I have no idea how useful the language actually is, or if an interpreter for
it still exists. But the paper I'm reading about it[1] is also up on Bret
Victor's site, so that's gotta count for something.

[0][https://en.wikipedia.org/wiki/Lucid_(programming_language)](https://en.wikipedia.org/wiki/Lucid_\(programming_language\))
[1][http://www.cse.unsw.edu.au/~plaice/archive/WWW/1985/B-AP85-L...](http://www.cse.unsw.edu.au/~plaice/archive/WWW/1985/B-AP85-LucidDataflow.pdf)

------
refset
> This idea, by the way, was used in [Squeak contributor] Dave Reed’s
> fantastic thesis for coordinating object siblings where you have one logical
> object but many physical manifestations of the same object on different
> machines

The 1978 thesis was submitted here a few months ago
[https://news.ycombinator.com/item?id=11960595](https://news.ycombinator.com/item?id=11960595)

I can only reiterate what the submitter already noted - that much of Reed's
conclusions bear a striking resemblance to Rich Hickey's work with Clojure and
Datomic. Unfortunately a plain-text copy of the thesis doesn't appear to
exist.

------
kleigenfreude
Please put the year, e.g. (2004), at the end of the title when the year is
available and the post/article/content was not dated within the last several
months. Old content is still relevant, but I was looking forward to something
current when I clicked on this, especially after HN just got to talk with him
in:
[https://news.ycombinator.com/item?id=11939851](https://news.ycombinator.com/item?id=11939851)

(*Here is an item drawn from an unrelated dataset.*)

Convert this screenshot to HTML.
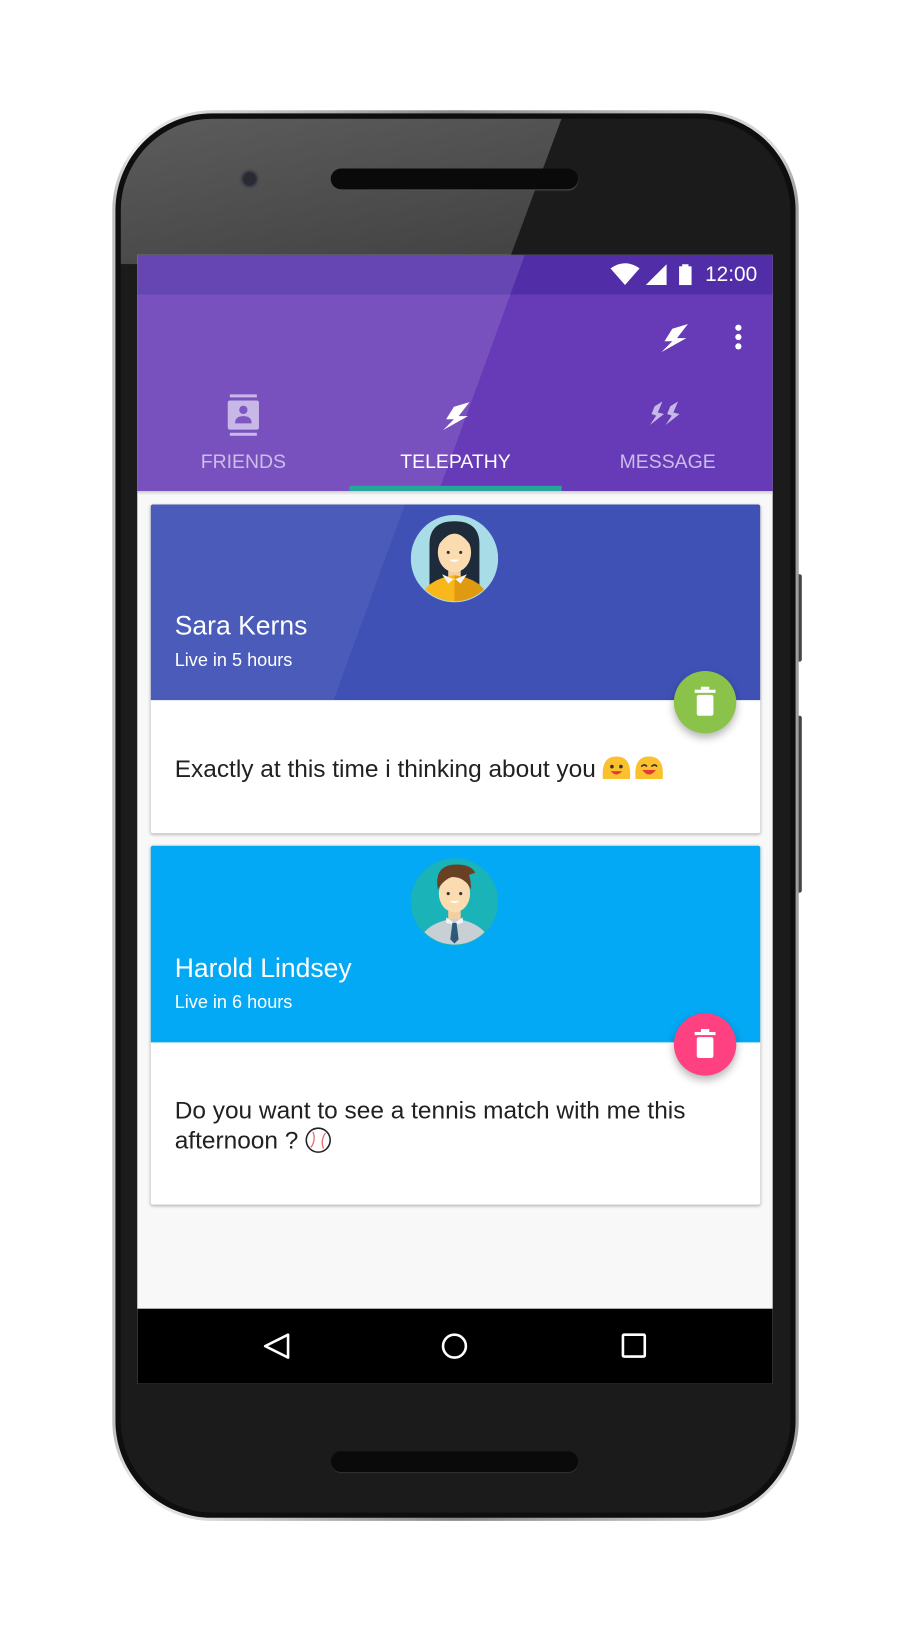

Also, if anyone wants to try to pair sunspot cycles with programming languages
as Alan mentioned in jest, here's some data:

[http://solarscience.msfc.nasa.gov/SunspotCycle.shtml](http://solarscience.msfc.nasa.gov/SunspotCycle.shtml)

[https://en.wikipedia.org/wiki/List_of_programming_languages](https://en.wikipedia.org/wiki/List_of_programming_languages)

(Although, Wikipedia's list looks far from complete.)